ONION: To U.S. Secretary of Defense (or Secretary of War, as he prefers) Pete Hegseth for issuing chilling new restrictions on press freedom in coverage of the nation’s military news inside the Pentagon. A memo released late last week demands that journalists pledge not to gather any information – including unclassified documents — that has not been authorized for release or risk revocation of their press passes. It is a further crackdown on press freedom after Hegseth announced in May that reporters would no longer be permitted to roam the halls of the Pentagon freely. We join others in the national news media in protesting these restrictions and fighting them as they represent a direct assault on First Amendment rights.

ORCHID: To the approximately 400 participants in the St. Vincent de Paul Northeast Ohio Council’s Steps of Hope fundraising walk in Warren last weekend. Thousands of dollars were raised to fight poverty and provide needed safety-net services to the most vulnerable in our community. St. Vincent de Paul, appropriately named after “The Apostle of Charity,” has been providing such services in Trumbull County since 1930. Last year alone, it provided 1,043,543 services, 118,00 free meals and provided direct assistance to 9,466 individuals. That is a track record of which all of its supportive walkers can rightfully be proud.

ORCHID: To Corey Brozina, associate professor and associate director of the Youngstown State University Rayen School of Engineering, for winning his fourth National Science Foundation grant. The recently announced $320,000 grant will be used to research integrating artificial intelligence into engineering education. It is just the newest feather in the multi-feathered cap of Brozina, who has secured an amazing $1.6 million in NSF funding, including the largest NSF grant in YSU history in 2020. Considering that only 12% of NSF applications nationwide are approved, the engineering school official clearly has the right stuff to successfully secure external funding for public research.

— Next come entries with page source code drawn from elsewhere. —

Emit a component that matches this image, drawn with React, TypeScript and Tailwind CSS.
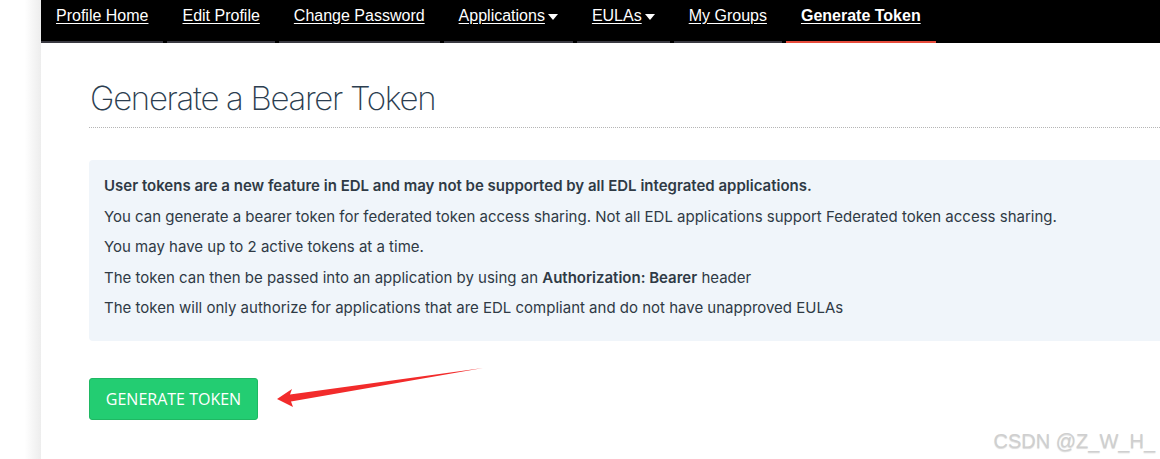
import React from "react";

const navItems = [
  { label: "Profile Home" },
  { label: "Edit Profile" },
  { label: "Change Password" },
  { label: "Applications", caret: true },
  { label: "EULAs", caret: true },
  { label: "My Groups" },
  { label: "Generate Token", active: true },
];

function Caret() {
  return (
    <svg width="10" height="6" viewBox="0 0 10 6" className="ml-[3px] mt-[1px]">
      <path d="M0 0 L10 0 L5 6 Z" fill="#fff" />
    </svg>
  );
}

export default function App() {
  return (
    <div className="relative flex min-h-[459px] w-full bg-white font-['Liberation_Sans',Arial,sans-serif]">
      {/* left gutter */}
      <div className="w-[41px] shrink-0 bg-gradient-to-r from-white from-60% to-[#ededed]" />

      <div className="flex min-w-0 flex-1 flex-col overflow-hidden">
        {/* top nav */}
        <div className="flex h-[43px] gap-1 bg-black">
          {navItems.map((item) => (
            <a
              key={item.label}
              href="#"
              className={
                "flex h-[43px] items-start border-b-2 px-[15px] pt-[6px] text-[16px] leading-[20px] text-white underline underline-offset-2 " +
                (item.active ? "border-[#e74c3c] font-bold" : "border-[#3a3a42]")
              }
            >
              <span className="flex items-center">
                {item.label}
                {item.caret && <Caret />}
              </span>
            </a>
          ))}
        </div>

        {/* content */}
        <div className="flex flex-col pl-[48px]">
          <h1 className="mt-[36px] border-b border-dotted border-[#b5b5b5] pb-[10px] pl-px font-['Inter',sans-serif] text-[33px] leading-[38px] font-extralight tracking-[-1.3px] text-[#2c3e50]">
            Generate a Bearer Token
          </h1>

          <div className="-mr-4 mt-[32px] rounded-[4px] bg-[#f0f5fa] px-[15px] pt-[15px] pb-[13px] font-['Inter',sans-serif] text-[15px] leading-[21.5px] text-[#2f3a45]">
            <p className="mb-[9px] font-semibold">
              User tokens are a new feature in EDL and may not be supported by all EDL integrated applications.
            </p>
            <p className="mb-[9px]">
              You can generate a bearer token for federated token access sharing. Not all EDL applications support Federated token access sharing.
            </p>
            <p className="mb-[9px]">You may have up to 2 active tokens at a time.</p>
            <p className="mb-[9px]">
              The token can then be passed into an application by using an <span className="font-semibold">Authorization: Bearer</span> header
            </p>
            <p className="mb-[9px]">
              The token will only authorize for applications that are EDL compliant and do not have unapproved EULAs
            </p>
          </div>

          <div className="mt-[37px]">
            <button className="h-[42px] w-[169px] rounded-[3px] border border-[#1fb863] bg-[#23cd72] font-['Open_Sans',sans-serif] text-[16px] font-medium text-white uppercase">
              Generate Token
            </button>
          </div>
        </div>
      </div>

      {/* annotation arrow */}
      <svg className="pointer-events-none absolute left-0 top-0" width="1160" height="459">
        <polygon points="277,399 292,389 290,394.5 483,368 291,401.5 293,407" fill="#f22b2b" />
      </svg>

      {/* watermark */}
      <div className="pointer-events-none absolute right-[5px] bottom-[6px] text-[20px] leading-[24px] text-[#cfcfcf] [text-shadow:0_1px_1px_rgba(0,0,0,0.15)]">
        CSDN @Z_W_H_
      </div>
    </div>
  );
}
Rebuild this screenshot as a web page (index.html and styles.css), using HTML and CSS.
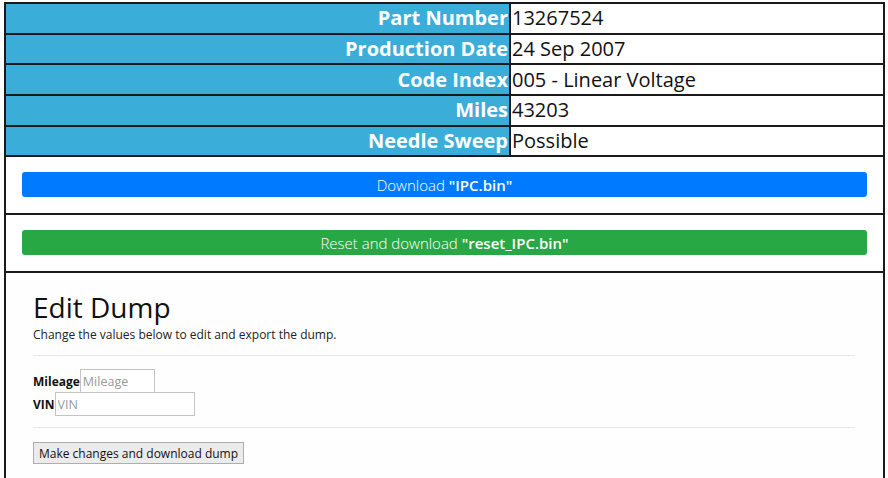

ORCHID: To Antonio Alejandro of Liberty, a 2024 Miami University graduate, for his initiative in joining the Peace Corps. The 64-year-old program launched by executive order of former President John F. Kennedy, trains and deploys American volunteers to communities in partner countries around the world. Alejandro will be stationed for two years in Paraguay, where he will serve as a community environmental promoter. Alejandro’s giving spirit is nothing new. He spent 10 months in the AmeriCorps Forest Corps program providing assistance in wildfire management and reforestation. We’re confident Alejandro will represent the Valley well in carrying on the proud tradition of the Peace Corps in promoting world peace and friendship.